Other themes broached by Sciberras include Death, a key theme among those who have experienced the loss of numerous close relatives and friends, especially over a short, concentrated period of time. The narrator’s father beseeches the Death Lady (the biblical Angel of Death?), tall and gaunt, to stay away from a particular family; she had visited the family one time too many in the past. This time, though, the Lady allows the family some respite or possibly a stay of execution given the sobering reminder that no one is immune to her presence - she opted to visit a neighbour instead.

I first became acquainted with the author through her involvement in radical politics in the seventies. The theme of individual/collective revolutionary judgement and constituted authority comes to mind in these contexts. The theme emerges strongly in the volume’s very first story. This is Celina’s story set during the period of revolutionary France when Malta was still ensnared in a ‘medievalist’ political time warp. Celina’s unorthodox approach to life, her non- conformity and intellectual curiosity, which led her to venture into territories that few, if any, other Maltese persons dared approach, proved her undoing.  She was burnt as a witch in a manner that recalls bygone Salem, Massachusetts, as recounted by Nathaniel Hawthorne and much more recently Arthur Miller.

The tale of the ordinary man provides us with the flip-side to this tragic view of ‘individual judgement and constituted authority.’ Here we come across a man who is deluded by the ‘consumer culture ideology’ in which he is immersed. He is the conformist par excellence who misconstrues strictures (regarding the kitsch in which he has invested) as compliments and who treats everything as a possession. He lives a life of ‘having’ rather than ‘being,’ not realising that those he claims to possess resist this possession in various ways. His wife promptly married someone else on his death, making the reader suspect that she might have been two-timing him all along.     

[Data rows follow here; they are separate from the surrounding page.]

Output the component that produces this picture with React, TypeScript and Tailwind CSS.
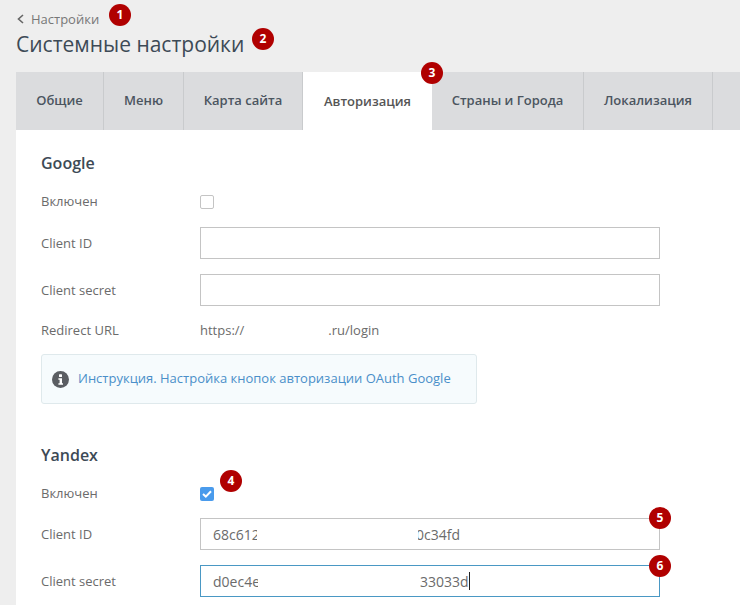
const font = "font-['Open_Sans',sans-serif]";

function Badge({ n, className }: { n: number; className: string }) {
  return (
    <span
      className={`absolute flex h-[22px] w-[22px] items-center justify-center rounded-full bg-[#b00000] text-[12px] font-bold leading-none text-white ${className}`}
    >
      {n}
    </span>
  );
}

const tabs = [
  { label: "Общие", width: "w-[88px]" },
  { label: "Меню", width: "w-[80px]" },
  { label: "Карта сайта", width: "w-[119px]" },
  { label: "Авторизация", width: "w-[129px]", active: true },
  { label: "Страны и Города", width: "w-[152px]" },
  { label: "Локализация", width: "w-[129px]" },
];

function Row({
  label,
  className,
  boxed,
  children,
}: {
  label: string;
  className: string;
  boxed?: boolean;
  children: React.ReactNode;
}) {
  return (
    <div className={`flex items-center ${className}`}>
      <div className={`w-[159px] shrink-0 text-[13px] text-[#6b6b6b] ${boxed ? "pt-[2px]" : ""}`}>{label}</div>
      {children}
    </div>
  );
}

function TextBox({ className = "" }: { className?: string }) {
  return <div className={`h-8 w-[460px] border border-[#c4c4c4] bg-white ${className}`} />;
}

export default function App() {
  return (
    <div className={`${font} h-[605px] w-[740px] overflow-hidden bg-[#eeeeee]`}>
      <div className="h-[72px] pl-4">
        <div className="relative flex h-[38px] items-end pb-[11px] text-[13px] leading-4 text-[#777]">
          <svg width="8" height="10" viewBox="0 0 8 10" className="mr-[7px] mb-[3px]" fill="none" stroke="#666" strokeWidth="1.6">
            <path d="M7 1 2.5 5 7 9" />
          </svg>
          Настройки
          <Badge n={1} className="left-[93px] top-[4px]" />
        </div>
        <div className="relative -mt-[8px] text-[21px] leading-7 text-[#3d4a56]">
          Системные настройки
          <Badge n={2} className="left-[236px] top-[-2px]" />
        </div>
      </div>

      <div className="ml-4 h-[533px] bg-white">
        <div className="relative flex h-[58px] bg-[#dbdcde]">
          {tabs.map((t) => (
            <div
              key={t.label}
              className={`flex shrink-0 items-center justify-center text-[13px] font-semibold ${t.width} ${
                t.active ? "bg-white pt-[1px] text-[#555]" : "border-r border-[#c9cbcd] text-[#4b5560]"
              }`}
            >
              {t.label}
            </div>
          ))}
          <Badge n={3} className="left-[405px] top-[-10px]" />
        </div>

        <div className="relative pl-[25px]">
          <h2 className="pt-[23px] text-[16px] font-semibold leading-5 text-[#3d4a56]">Google</h2>

          <Row label="Включен" className="mt-[19px] h-5">
            <div className="h-[14px] w-[14px] rounded-[2px] border border-[#c4c4c4] bg-white" />
          </Row>
          <Row label="Client ID" boxed className="mt-[15px]">
            <TextBox />
          </Row>
          <Row label="Client secret" boxed className="mt-[15px]">
            <TextBox />
          </Row>
          <Row label="Redirect URL" className="mt-[15px] h-5">
            <span className="text-[13px] text-[#6b6b6b]">https://</span>
            <span className="ml-[84px] text-[13px] text-[#6b6b6b]">.ru/login</span>
          </Row>

          <div className="mt-[13px] flex h-[50px] w-[436px] items-center rounded-[3px] border border-[#dfe9ec] bg-[#f6fbfd] pl-[10px]">
            <svg width="17" height="17" viewBox="0 0 17 17" className="shrink-0">
              <circle cx="8.5" cy="8.5" r="8.5" fill="#5a5d62" />
              <rect x="7" y="3.3" width="3" height="2.6" rx="0.5" fill="#fff" />
              <path d="M6.4 7.2h3.6v5h1v1.5H6.4v-1.5h1.2V8.7H6.4z" fill="#fff" />
            </svg>
            <span className="ml-[9px] text-[13px] text-[#4a8fc9]">Инструкция. Настройка кнопок авторизации OAuth Google</span>
          </div>

          <h2 className="mt-[41px] text-[16px] font-semibold leading-5 text-[#3d4a56]">Yandex</h2>

          <Row label="Включен" className="relative mt-[19px] h-5">
            <div className="flex h-[14px] w-[14px] items-center justify-center rounded-[2px] bg-[#4a9bec]">
              <svg width="10" height="8" viewBox="0 0 10 8" fill="none" stroke="#fff" strokeWidth="2">
                <path d="M1 4l2.8 2.6L9 1.2" />
              </svg>
            </div>
            <Badge n={4} className="left-[179px] top-[-14px]" />
          </Row>

          <Row label="Client ID" boxed className="relative mt-[14px]">
            <div className="flex h-8 w-[460px] items-center border border-[#c4c4c4] bg-white pl-[12px] text-[14px] text-[#6b6b6b]">
              <span className="w-[44px] overflow-hidden">68c612</span>
              <span className="ml-[161px] w-[43px] overflow-hidden whitespace-nowrap">
                <span className="-ml-[2px] block">0c34fd</span>
              </span>
            </div>
            <Badge n={5} className="left-[608px] top-[-11px]" />
          </Row>

          <Row label="Client secret" boxed className="relative mt-[15px]">
            <div className="flex h-8 w-[460px] items-center border border-[#4a98c4] bg-white pl-[12px] text-[14px] text-[#6b6b6b]">
              <span className="w-[45px] overflow-hidden whitespace-nowrap">d0ec4e</span>
              <span className="ml-[162px]">33033d</span>
              <span className="h-[18px] w-px bg-[#222]" />
            </div>
            <Badge n={6} className="left-[608px] top-[-10px]" />
          </Row>
        </div>
      </div>
    </div>
  );
}
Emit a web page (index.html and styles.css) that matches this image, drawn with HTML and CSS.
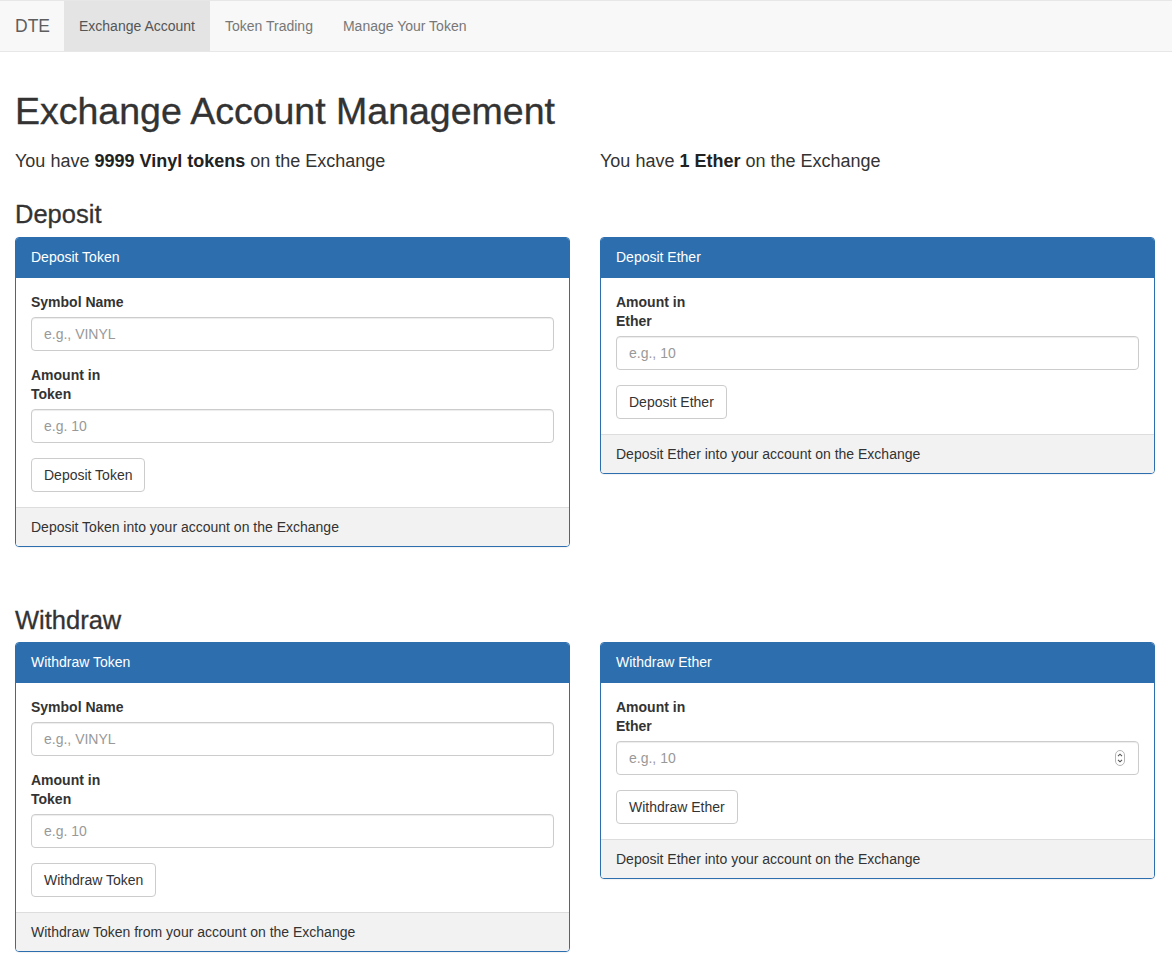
FILE: index.html
```html
<!DOCTYPE html>
<html lang="en">
<head>
<meta charset="utf-8">
<title>DTE - Exchange Account</title>
<link rel="stylesheet" href="styles.css">
</head>
<body>
<nav class="navbar">
  <a class="brand" href="#">DTE</a>
  <ul class="nav">
    <li class="active"><a href="#">Exchange Account</a></li>
    <li><a href="#">Token Trading</a></li>
    <li><a href="#">Manage Your Token</a></li>
  </ul>
</nav>

<main class="container">
  <h1>Exchange Account Management</h1>
  <div class="row">
    <h4>You have <strong>9999 Vinyl tokens</strong> on the Exchange</h4>
    <h4>You have <strong>1 Ether</strong> on the Exchange</h4>
  </div>

  <h3>Deposit</h3>
  <div class="row">
    <section class="panel">
      <div class="panel-heading">Deposit Token</div>
      <div class="panel-body">
        <div class="form-group">
          <label>Symbol Name</label>
          <input class="form-control" type="text" placeholder="e.g., VINYL">
        </div>
        <div class="form-group">
          <label class="label-narrow">Amount in Token</label>
          <input class="form-control" type="text" placeholder="e.g. 10">
        </div>
        <button class="btn" type="button">Deposit Token</button>
      </div>
      <div class="panel-footer">Deposit Token into your account on the Exchange</div>
    </section>
    <section class="panel">
      <div class="panel-heading">Deposit Ether</div>
      <div class="panel-body">
        <div class="form-group">
          <label class="label-narrow">Amount in Ether</label>
          <input class="form-control" type="text" placeholder="e.g., 10">
        </div>
        <button class="btn" type="button">Deposit Ether</button>
      </div>
      <div class="panel-footer">Deposit Ether into your account on the Exchange</div>
    </section>
  </div>

  <div class="spacer"></div>

  <h3>Withdraw</h3>
  <div class="row">
    <section class="panel">
      <div class="panel-heading">Withdraw Token</div>
      <div class="panel-body">
        <div class="form-group">
          <label>Symbol Name</label>
          <input class="form-control" type="text" placeholder="e.g., VINYL">
        </div>
        <div class="form-group">
          <label class="label-narrow">Amount in Token</label>
          <input class="form-control" type="text" placeholder="e.g. 10">
        </div>
        <button class="btn" type="button">Withdraw Token</button>
      </div>
      <div class="panel-footer">Withdraw Token from your account on the Exchange</div>
    </section>
    <section class="panel">
      <div class="panel-heading">Withdraw Ether</div>
      <div class="panel-body">
        <div class="form-group">
          <label class="label-narrow">Amount in Ether</label>
          <div class="input-wrap">
            <input class="form-control" type="text" placeholder="e.g., 10">
            <svg class="spinner" width="10" height="16" viewBox="0 0 10 16" aria-hidden="true">
              <rect x="0.5" y="0.5" width="9" height="15" rx="4.5" fill="#fff" stroke="#b5b5b5"/>
              <path d="M3 6.2 L5 4.2 L7 6.2" fill="none" stroke="#555" stroke-width="1.1"/>
              <path d="M3 9.8 L5 11.8 L7 9.8" fill="none" stroke="#555" stroke-width="1.1"/>
            </svg>
          </div>
        </div>
        <button class="btn" type="button">Withdraw Ether</button>
      </div>
      <div class="panel-footer">Deposit Ether into your account on the Exchange</div>
    </section>
  </div>
</main>
</body>
</html>
```

FILE: styles.css
```css
html {
  scrollbar-width: none;
}
html::-webkit-scrollbar {
  display: none;
}

* {
  box-sizing: border-box;
}

body {
  margin: 0;
  font-family: "Liberation Sans", Arial, Helvetica, sans-serif;
  font-size: 14px;
  line-height: 20px;
  color: #333;
  background: #fff;
}

/* Navbar */
.navbar {
  display: flex;
  align-items: stretch;
  height: 52px;
  background: #f8f8f8;
  border: 1px solid #e7e7e7;
  border-left: 0;
  border-right: 0;
  margin-bottom: 20px;
}

.brand {
  display: block;
  padding: 15px 14px 15px 15px;
  font-size: 17.5px;
  line-height: 20px;
  color: #5e5e5e;
  text-decoration: none;
}

.nav {
  display: flex;
  list-style: none;
  margin: 0;
  padding: 0;
}

.nav li a {
  display: block;
  padding: 15px;
  line-height: 20px;
  color: #777;
  text-decoration: none;
}

.nav li.active a {
  background: #e4e4e4;
  color: #555;
}

/* Content */
.container {
  display: flow-root;
  padding: 0 17px 0 15px;
}

h1 {
  font-size: 37.5px;
  font-weight: 500;
  line-height: 39.6px;
  margin: 20px 0 10px;
  color: #333;
  -webkit-text-stroke: 0.35px #333;
}

h3 {
  font-size: 25.5px;
  font-weight: 500;
  line-height: 26.4px;
  margin: 20px 0 9px;
  color: #333;
  -webkit-text-stroke: 0.3px #333;
}

h4 {
  font-size: 18px;
  font-weight: 500;
  line-height: 19.8px;
  margin: 10px 0;
  color: #333;
}

h4 strong {
  font-weight: 700;
  color: #222;
}

.row {
  display: grid;
  grid-template-columns: 1fr 1fr;
  column-gap: 30px;
  align-items: start;
}

.spacer {
  height: 20px;
}

/* Panels */
.panel {
  border: 1px solid #2d6fae;
  border-radius: 4px;
  margin-bottom: 20px;
  background: #fff;
  box-shadow: 0 1px 1px rgba(0, 0, 0, 0.05);
  overflow: hidden;
}

.panel-heading {
  background: #2d6fae;
  color: #fff;
  padding: 10px 15px;
  line-height: 19px;
  border-bottom: 1px solid #2d6fae;
}

.panel-body {
  padding: 15px;
}

.panel-footer {
  background: #f2f2f2;
  border-top: 1px solid #ddd;
  padding: 10px 15px 9px;
  line-height: 19px;
}

.form-group {
  margin-bottom: 15px;
}

label {
  display: block;
  font-weight: 700;
  margin-bottom: 5px;
  line-height: 19px;
  color: #333;
}

.label-narrow {
  max-width: 80px;
}

.form-control {
  display: block;
  width: 100%;
  height: 34px;
  padding: 6px 12px;
  font-family: inherit;
  font-size: 14px;
  line-height: 20px;
  color: #555;
  background: #fff;
  border: 1px solid #ccc;
  border-radius: 4px;
  box-shadow: inset 0 1px 1px rgba(0, 0, 0, 0.075);
  outline: none;
}

.form-control::placeholder {
  color: #999;
}

.input-wrap {
  position: relative;
}

.spinner {
  position: absolute;
  right: 14px;
  top: 9px;
}

.btn {
  display: inline-block;
  height: 34px;
  padding: 6px 12px;
  font-family: inherit;
  font-size: 14px;
  line-height: 20px;
  color: #333;
  background: #fff;
  border: 1px solid #ccc;
  border-radius: 4px;
  cursor: pointer;
}
```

Lillian Sciberras comes across, to me at least, as a former radical activist who mellowed over the years, perhaps disenchanted by mainstream politics. It is this sense of disenchantment that seems to underlie ‘The Minister’s Wife,’ a piece I recall having read when it first appeared in the short-lived magazine Tomorrow in the early eighties and which remained etched in my memory.

In ‘The Substitute,’ the author takes the issue of reneging on one’s professional responsibilities, regarding vulnerable groups, to its violent extreme. In my view, more could have been made of the opening setting in which a medieval monastery is said to have stood on the site where the mental asylum, the context for this story, was erected.  This would have accorded the story, with its gruesome ending, an atavistic dimension.

 In ‘The Audition’ we come across the power of people to captivate others with their riveting look and ability to spin a tale– surely the mark of a good actor or actress. Throughout ‘White noise’ the dramatic in everyday life is revealed in snippets, each foregrounding rich and colourful characters that can provide the raw material for dramatic representations.

In a non fictional piece, the older readers are taken down memory lane.  We have an evocative account of the way the author ‘broke into the movies’ in the ‘50s.  She recalls the experiences of watching films in cinemas that were landmarks along the route from the Sliema Ferries to Ghar id-Dud, some surviving into the eighties. But then we also have a story which captures the chilling coincidence of  a friend’s passing away around the same time that a TV set switches channels automatically – changes in location at different levels but more or less occurring simultaneously and [dare I say, in this day and age?] in ‘real time.’

Sciberras’ style is lucid and vigorous. One piece is deceptively pleasant for the most part. We feel as though we are ‘sauntering’ through the narrative before being abruptly jolted by an unexpected ending.  The story, narrated through the eyes of a cat, conveys a sense of playful innocence. It however ends in a manner which cat lovers like me would not dare contemplate, even though the tragedy is alas an all too familiar and painful one.